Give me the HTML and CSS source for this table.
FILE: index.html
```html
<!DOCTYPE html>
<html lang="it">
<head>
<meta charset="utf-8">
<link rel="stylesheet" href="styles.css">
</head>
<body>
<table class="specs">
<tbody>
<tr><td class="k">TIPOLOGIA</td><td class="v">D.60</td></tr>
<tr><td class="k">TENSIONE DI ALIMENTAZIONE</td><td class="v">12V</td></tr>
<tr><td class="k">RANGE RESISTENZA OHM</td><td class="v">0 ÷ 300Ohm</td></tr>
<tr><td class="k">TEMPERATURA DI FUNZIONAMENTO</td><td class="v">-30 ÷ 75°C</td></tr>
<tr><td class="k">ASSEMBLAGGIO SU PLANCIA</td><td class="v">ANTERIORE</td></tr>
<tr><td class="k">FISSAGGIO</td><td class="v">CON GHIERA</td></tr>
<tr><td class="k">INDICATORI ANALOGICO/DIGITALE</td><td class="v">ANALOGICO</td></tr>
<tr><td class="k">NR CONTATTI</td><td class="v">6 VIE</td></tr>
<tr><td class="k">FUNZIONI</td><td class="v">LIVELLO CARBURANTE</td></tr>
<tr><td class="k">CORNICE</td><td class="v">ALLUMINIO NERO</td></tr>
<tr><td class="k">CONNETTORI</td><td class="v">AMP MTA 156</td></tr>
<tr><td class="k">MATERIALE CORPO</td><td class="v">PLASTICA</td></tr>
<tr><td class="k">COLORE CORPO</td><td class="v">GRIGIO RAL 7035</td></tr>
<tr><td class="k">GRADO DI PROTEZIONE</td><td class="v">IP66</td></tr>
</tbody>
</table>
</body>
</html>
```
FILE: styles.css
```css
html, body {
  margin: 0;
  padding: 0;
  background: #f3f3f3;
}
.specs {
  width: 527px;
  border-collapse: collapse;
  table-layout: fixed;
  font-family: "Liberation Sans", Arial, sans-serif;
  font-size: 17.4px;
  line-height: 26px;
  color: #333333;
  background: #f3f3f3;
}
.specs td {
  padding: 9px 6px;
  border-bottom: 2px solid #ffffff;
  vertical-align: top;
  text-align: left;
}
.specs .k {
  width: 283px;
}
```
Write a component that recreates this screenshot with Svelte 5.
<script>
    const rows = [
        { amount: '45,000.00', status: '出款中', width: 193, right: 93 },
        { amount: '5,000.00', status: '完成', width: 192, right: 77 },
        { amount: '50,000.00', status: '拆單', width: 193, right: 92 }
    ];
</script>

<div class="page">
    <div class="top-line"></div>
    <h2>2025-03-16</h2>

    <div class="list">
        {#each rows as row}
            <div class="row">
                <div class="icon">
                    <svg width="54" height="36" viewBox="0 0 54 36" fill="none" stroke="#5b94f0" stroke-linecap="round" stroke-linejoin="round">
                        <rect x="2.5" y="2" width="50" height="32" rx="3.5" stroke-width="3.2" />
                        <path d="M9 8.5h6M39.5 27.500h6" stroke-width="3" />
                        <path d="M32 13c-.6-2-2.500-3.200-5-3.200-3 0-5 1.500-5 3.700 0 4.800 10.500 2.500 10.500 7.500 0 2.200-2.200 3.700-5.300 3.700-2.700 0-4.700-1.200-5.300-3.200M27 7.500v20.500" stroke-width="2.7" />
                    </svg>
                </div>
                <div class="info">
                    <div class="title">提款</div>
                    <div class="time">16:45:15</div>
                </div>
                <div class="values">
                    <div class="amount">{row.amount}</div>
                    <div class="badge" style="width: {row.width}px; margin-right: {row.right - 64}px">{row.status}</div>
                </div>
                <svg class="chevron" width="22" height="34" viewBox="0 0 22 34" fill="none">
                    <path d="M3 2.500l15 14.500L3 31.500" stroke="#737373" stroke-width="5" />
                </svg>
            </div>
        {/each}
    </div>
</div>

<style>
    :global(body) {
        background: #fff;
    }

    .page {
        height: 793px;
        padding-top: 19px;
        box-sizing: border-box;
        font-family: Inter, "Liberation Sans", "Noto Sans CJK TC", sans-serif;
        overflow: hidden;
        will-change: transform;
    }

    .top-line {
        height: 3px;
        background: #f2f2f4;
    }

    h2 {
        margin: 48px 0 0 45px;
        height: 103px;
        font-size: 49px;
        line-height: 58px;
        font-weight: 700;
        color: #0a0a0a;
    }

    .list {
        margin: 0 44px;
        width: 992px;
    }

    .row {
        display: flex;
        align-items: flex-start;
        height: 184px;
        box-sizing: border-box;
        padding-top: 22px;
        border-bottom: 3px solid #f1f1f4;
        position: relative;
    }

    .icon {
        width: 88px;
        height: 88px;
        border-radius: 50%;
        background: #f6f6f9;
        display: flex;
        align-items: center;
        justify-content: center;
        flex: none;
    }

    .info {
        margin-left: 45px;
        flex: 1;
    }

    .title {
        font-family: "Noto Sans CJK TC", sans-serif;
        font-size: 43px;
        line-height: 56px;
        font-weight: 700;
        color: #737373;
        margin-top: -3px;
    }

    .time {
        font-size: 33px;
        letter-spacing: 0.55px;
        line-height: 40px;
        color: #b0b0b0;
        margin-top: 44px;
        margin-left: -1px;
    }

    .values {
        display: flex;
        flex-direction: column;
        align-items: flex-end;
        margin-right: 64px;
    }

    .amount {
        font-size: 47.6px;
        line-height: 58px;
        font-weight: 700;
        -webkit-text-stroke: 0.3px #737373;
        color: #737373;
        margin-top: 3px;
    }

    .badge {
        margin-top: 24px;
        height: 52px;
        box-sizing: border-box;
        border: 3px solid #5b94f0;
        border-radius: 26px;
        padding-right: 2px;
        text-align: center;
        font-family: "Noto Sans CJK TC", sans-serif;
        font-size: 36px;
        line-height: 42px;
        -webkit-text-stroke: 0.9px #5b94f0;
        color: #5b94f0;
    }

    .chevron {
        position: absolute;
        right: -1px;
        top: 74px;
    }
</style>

Task goal: Copy out the full listing exactly.

Answer to this problem:
Give me the HTML and CSS source for this table.
FILE: index.html
```html
<!DOCTYPE html>
<html lang="it">
<head>
<meta charset="utf-8">
<link rel="stylesheet" href="styles.css">
</head>
<body>
<table class="specs">
<tbody>
<tr><td class="k">TIPOLOGIA</td><td class="v">D.60</td></tr>
<tr><td class="k">TENSIONE DI ALIMENTAZIONE</td><td class="v">12V</td></tr>
<tr><td class="k">RANGE RESISTENZA OHM</td><td class="v">0 ÷ 300Ohm</td></tr>
<tr><td class="k">TEMPERATURA DI FUNZIONAMENTO</td><td class="v">-30 ÷ 75°C</td></tr>
<tr><td class="k">ASSEMBLAGGIO SU PLANCIA</td><td class="v">ANTERIORE</td></tr>
<tr><td class="k">FISSAGGIO</td><td class="v">CON GHIERA</td></tr>
<tr><td class="k">INDICATORI ANALOGICO/DIGITALE</td><td class="v">ANALOGICO</td></tr>
<tr><td class="k">NR CONTATTI</td><td class="v">6 VIE</td></tr>
<tr><td class="k">FUNZIONI</td><td class="v">LIVELLO CARBURANTE</td></tr>
<tr><td class="k">CORNICE</td><td class="v">ALLUMINIO NERO</td></tr>
<tr><td class="k">CONNETTORI</td><td class="v">AMP MTA 156</td></tr>
<tr><td class="k">MATERIALE CORPO</td><td class="v">PLASTICA</td></tr>
<tr><td class="k">COLORE CORPO</td><td class="v">GRIGIO RAL 7035</td></tr>
<tr><td class="k">GRADO DI PROTEZIONE</td><td class="v">IP66</td></tr>
</tbody>
</table>
</body>
</html>
```
FILE: styles.css
```css
html, body {
  margin: 0;
  padding: 0;
  background: #f3f3f3;
}
.specs {
  width: 527px;
  border-collapse: collapse;
  table-layout: fixed;
  font-family: "Liberation Sans", Arial, sans-serif;
  font-size: 17.4px;
  line-height: 26px;
  color: #333333;
  background: #f3f3f3;
}
.specs td {
  padding: 9px 6px;
  border-bottom: 2px solid #ffffff;
  vertical-align: top;
  text-align: left;
}
.specs .k {
  width: 283px;
}
```
Write a component that recreates this screenshot with Svelte 5.
<script>
    const rows = [
        { amount: '45,000.00', status: '出款中', width: 193, right: 93 },
        { amount: '5,000.00', status: '完成', width: 192, right: 77 },
        { amount: '50,000.00', status: '拆單', width: 193, right: 92 }
    ];
</script>

<div class="page">
    <div class="top-line"></div>
    <h2>2025-03-16</h2>

    <div class="list">
        {#each rows as row}
            <div class="row">
                <div class="icon">
                    <svg width="54" height="36" viewBox="0 0 54 36" fill="none" stroke="#5b94f0" stroke-linecap="round" stroke-linejoin="round">
                        <rect x="2.5" y="2" width="50" height="32" rx="3.5" stroke-width="3.2" />
                        <path d="M9 8.5h6M39.5 27.500h6" stroke-width="3" />
                        <path d="M32 13c-.6-2-2.500-3.200-5-3.200-3 0-5 1.500-5 3.700 0 4.800 10.500 2.500 10.500 7.500 0 2.200-2.200 3.700-5.300 3.700-2.700 0-4.700-1.200-5.300-3.200M27 7.500v20.500" stroke-width="2.7" />
                    </svg>
                </div>
                <div class="info">
                    <div class="title">提款</div>
                    <div class="time">16:45:15</div>
                </div>
                <div class="values">
                    <div class="amount">{row.amount}</div>
                    <div class="badge" style="width: {row.width}px; margin-right: {row.right - 64}px">{row.status}</div>
                </div>
                <svg class="chevron" width="22" height="34" viewBox="0 0 22 34" fill="none">
                    <path d="M3 2.500l15 14.500L3 31.500" stroke="#737373" stroke-width="5" />
                </svg>
            </div>
        {/each}
    </div>
</div>

<style>
    :global(body) {
        background: #fff;
    }

    .page {
        height: 793px;
        padding-top: 19px;
        box-sizing: border-box;
        font-family: Inter, "Liberation Sans", "Noto Sans CJK TC", sans-serif;
        overflow: hidden;
        will-change: transform;
    }

    .top-line {
        height: 3px;
        background: #f2f2f4;
    }

    h2 {
        margin: 48px 0 0 45px;
        height: 103px;
        font-size: 49px;
        line-height: 58px;
        font-weight: 700;
        color: #0a0a0a;
    }

    .list {
        margin: 0 44px;
        width: 992px;
    }

    .row {
        display: flex;
        align-items: flex-start;
        height: 184px;
        box-sizing: border-box;
        padding-top: 22px;
        border-bottom: 3px solid #f1f1f4;
        position: relative;
    }

    .icon {
        width: 88px;
        height: 88px;
        border-radius: 50%;
        background: #f6f6f9;
        display: flex;
        align-items: center;
        justify-content: center;
        flex: none;
    }

    .info {
        margin-left: 45px;
        flex: 1;
    }

    .title {
        font-family: "Noto Sans CJK TC", sans-serif;
        font-size: 43px;
        line-height: 56px;
        font-weight: 700;
        color: #737373;
        margin-top: -3px;
    }

    .time {
        font-size: 33px;
        letter-spacing: 0.55px;
        line-height: 40px;
        color: #b0b0b0;
        margin-top: 44px;
        margin-left: -1px;
    }

    .values {
        display: flex;
        flex-direction: column;
        align-items: flex-end;
        margin-right: 64px;
    }

    .amount {
        font-size: 47.6px;
        line-height: 58px;
        font-weight: 700;
        -webkit-text-stroke: 0.3px #737373;
        color: #737373;
        margin-top: 3px;
    }

    .badge {
        margin-top: 24px;
        height: 52px;
        box-sizing: border-box;
        border: 3px solid #5b94f0;
        border-radius: 26px;
        padding-right: 2px;
        text-align: center;
        font-family: "Noto Sans CJK TC", sans-serif;
        font-size: 36px;
        line-height: 42px;
        -webkit-text-stroke: 0.9px #5b94f0;
        color: #5b94f0;
    }

    .chevron {
        position: absolute;
        right: -1px;
        top: 74px;
    }
</style>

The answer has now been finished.